Wednesday, January 5, 2011

a few thoughts on the art of intimacy

In me I see a desire for intimacy that begins as an inward arc, a movement, a calling, an inquiry, an opening, an entry and deepening into belonging, soulfulness, self-knowing and enhanced presence. I want insight, to see and sense into self and other with greater love, awareness and mutuality. To see and be seen, recognize and be recognized, hear and be heard, feel and be felt. So that awareness is amplified by the synergy of 1+1= a greater wholeness. So that we may root more deeply in the relational ground of our humanity, where our tremendous vulnerabilities, intelligences, resources and powers lay: in the land where security, faith, trust, strength, openness, willingness, acceptance, maturity and wisdom grow and prosper.

What amplifies synergy for you?
How do you attune yourself to another?

I find that willingness is key. Not just the will to make something happen, the desire and intention to draw closer to someone, the dynamic element of creative engagement. Initiative has its place. But the receptivity, the allowance, the permission and acceptance of letting another into one's vulnerabilities, into one's inner chambers. Where the engagement is a dance, where control and power are shared, where there is an inter-penetration, a real opening and allowing of influence, a reception.

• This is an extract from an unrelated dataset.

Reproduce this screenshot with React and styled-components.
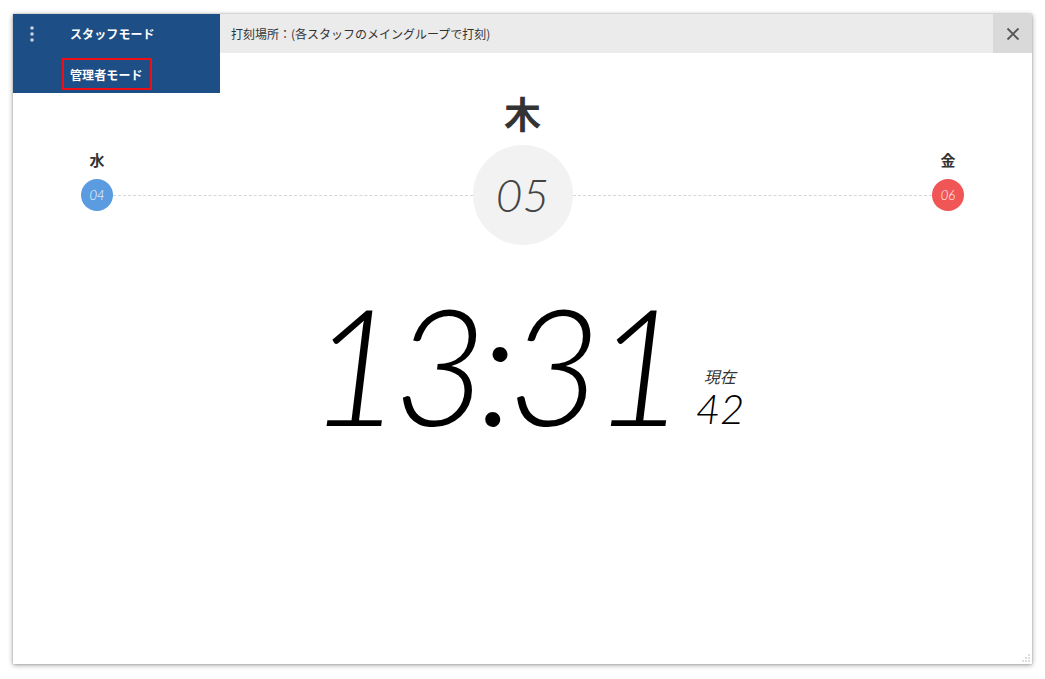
import React from "react";
import styled, { createGlobalStyle } from "styled-components";

const Global = createGlobalStyle`
  html, body { margin: 0; padding: 0; background: #ffffff; }
  body { font-family: "Noto Sans CJK JP", "Noto Sans", sans-serif; }
  * { box-sizing: border-box; }
`;

const Page = styled.div`
  width: 1045px;
  height: 679px;
  padding: 14px 13px 0 13px;
`;

const Window = styled.div`
  position: relative;
  width: 1019px;
  height: 650px;
  background: #fff;
  box-shadow: 0 1px 5px rgba(0, 0, 0, 0.4), 0 0 1px rgba(0, 0, 0, 0.3);
  display: flex;
  flex-direction: column;
`;

const Header = styled.div`
  position: relative;
  display: flex;
  height: 39px;
  flex: none;
`;

const ModeMenu = styled.div`
  position: relative;
  width: 207px;
  height: 39px;
  background: #1e4e86;
  display: flex;
  align-items: center;
  z-index: 2;
`;

const Dots = styled.div`
  width: 57px;
  padding-left: 17px;
  display: flex;
  align-items: center;
`;

const ModeLabel = styled.span`
  color: #fff;
  font-size: 12px;
  font-weight: 700;
  letter-spacing: 0.1px;
`;

const Dropdown = styled.div`
  position: absolute;
  top: 39px;
  left: 0;
  width: 207px;
  height: 40px;
  background: #1e4e86;
  padding: 5px 0 0 49px;
`;

const ActiveOption = styled.div`
  width: 90px;
  height: 32px;
  border: 2px solid #ee0f16;
  display: flex;
  align-items: center;
  padding-left: 6px;
`;

const TopBar = styled.div`
  flex: 1;
  background: #ebebeb;
  display: flex;
  align-items: center;
  padding-left: 11px;
  font-size: 12px;
  color: #333;
`;

const Place = styled.span`
  flex: 1;
`;

const CloseButton = styled.button`
  width: 39px;
  height: 39px;
  border: none;
  background: #d9d9d9;
  display: flex;
  align-items: center;
  justify-content: center;
  padding: 0;
`;

const Content = styled.div`
  flex: 1;
  display: flex;
  flex-direction: column;
  padding-top: 40px;
`;

const DayRow = styled.div`
  display: flex;
  align-items: flex-start;
  padding: 0 68px;
`;

const DayItem = styled.div`
  display: flex;
  flex-direction: column;
  align-items: center;
  margin-top: ${(p) => (p.$today ? 0 : 59)}px;
  width: ${(p) => (p.$today ? 100 : 32)}px;
`;

const DayLabel = styled.div`
  font-weight: 700;
  color: #333;
  font-size: ${(p) => (p.$today ? 37 : 15)}px;
  line-height: ${(p) => (p.$today ? 40 : 16)}px;
  margin-bottom: ${(p) => (p.$today ? 12 : 11)}px;
  white-space: nowrap;
`;

const DateCircle = styled.div`
  width: ${(p) => p.$size}px;
  height: ${(p) => p.$size}px;
  border-radius: 50%;
  background: ${(p) => p.$bg};
  color: ${(p) => p.$fg};
  display: flex;
  align-items: center;
  justify-content: center;
  font-family: "Lato", sans-serif;
  font-style: italic;
  font-weight: 300;
  font-size: ${(p) => p.$font}px;
  line-height: 1;
`;

const Connector = styled.div`
  flex: 1;
  margin-top: 102px;
  border-top: 1px dashed #d6d6d6;
`;

const ClockRow = styled.div`
  display: flex;
  justify-content: center;
  align-items: flex-end;
  margin-top: 44px;
  padding-left: 8px;
`;

const Time = styled.div`
  font-family: "Lato", sans-serif;
  font-style: italic;
  font-weight: 300;
  font-size: 162px;
  line-height: 150px;
  letter-spacing: -9px;
  color: #000;
`;

const Seconds = styled.div`
  display: flex;
  flex-direction: column;
  margin-left: 18px;
  margin-bottom: 10px;
`;

const NowLabel = styled.div`
  font-size: 16px;
  font-style: italic;
  color: #333;
  line-height: 16px;
  padding-left: 8px;
  margin-bottom: 4px;
`;

const SecValue = styled.div`
  font-family: "Lato", sans-serif;
  font-style: italic;
  font-weight: 300;
  font-size: 42px;
  line-height: 41px;
  color: #000;
`;

const Grip = styled.svg`
  position: absolute;
  right: 2px;
  bottom: 2px;
`;

export default function App() {
  return (
    <Page>
      <Global />
      <Window>
        <Header>
          <ModeMenu>
            <Dots>
              <svg width="4" height="16" viewBox="0 0 4 16">
                <circle cx="2" cy="2" r="1.8" fill="#c9d3df" />
                <circle cx="2" cy="8" r="1.8" fill="#c9d3df" />
                <circle cx="2" cy="14" r="1.8" fill="#c9d3df" />
              </svg>
            </Dots>
            <ModeLabel>スタッフモード</ModeLabel>
            <Dropdown>
              <ActiveOption>
                <ModeLabel>管理者モード</ModeLabel>
              </ActiveOption>
            </Dropdown>
          </ModeMenu>
          <TopBar>
            <Place>打刻場所：(各スタッフのメイングループで打刻)</Place>
            <CloseButton aria-label="close">
              <svg width="14" height="14" viewBox="0 0 14 14">
                <path d="M1.5 1.5 L12.5 12.5 M12.5 1.5 L1.5 12.5" stroke="#555" strokeWidth="1.8" />
              </svg>
            </CloseButton>
          </TopBar>
        </Header>
        <Content>
          <DayRow>
            <DayItem>
              <DayLabel>水</DayLabel>
              <DateCircle $size={32} $bg="#5b9be0" $fg="#fff" $font={13}>04</DateCircle>
            </DayItem>
            <Connector />
            <DayItem $today>
              <DayLabel $today>木</DayLabel>
              <DateCircle $size={100} $bg="#f2f2f2" $fg="#444" $font={46}>05</DateCircle>
            </DayItem>
            <Connector />
            <DayItem>
              <DayLabel>金</DayLabel>
              <DateCircle $size={32} $bg="#f05656" $fg="#fff" $font={13}>06</DateCircle>
            </DayItem>
          </DayRow>
          <ClockRow>
            <Time>13:31</Time>
            <Seconds>
              <NowLabel>現在</NowLabel>
              <SecValue>42</SecValue>
            </Seconds>
          </ClockRow>
        </Content>
        <Grip width="10" height="10" viewBox="0 0 10 10">
          <rect x="8" y="2" width="2" height="2" fill="#ddd" />
          <rect x="5" y="5" width="2" height="2" fill="#ddd" />
          <rect x="8" y="5" width="2" height="2" fill="#ddd" />
          <rect x="2" y="8" width="2" height="2" fill="#ddd" />
          <rect x="5" y="8" width="2" height="2" fill="#ddd" />
          <rect x="8" y="8" width="2" height="2" fill="#ddd" />
        </Grip>
      </Window>
    </Page>
  );
}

As a man, do you allow another to enter into your heart?
Do you allow yourself to be fully vulnerable? What stops you?

As a woman, does your desire to be entered appear as an invitation, an offering, a gift (which it is!)? Or does it become a demand and an expectation, a nagging from frustration, a complaint about lack, and subsequently ineffective?

What approach do you want from your partner?
Do you offer that when you want to be more intimate?

My suggestion: give what you want: not to get it in some manipulative way! But as an offering, a gift which allows the other the choice to accept or decline. Don't personalize the no as a rejection. Refine your approach and perhaps the response will become more like the one you are truly desiring.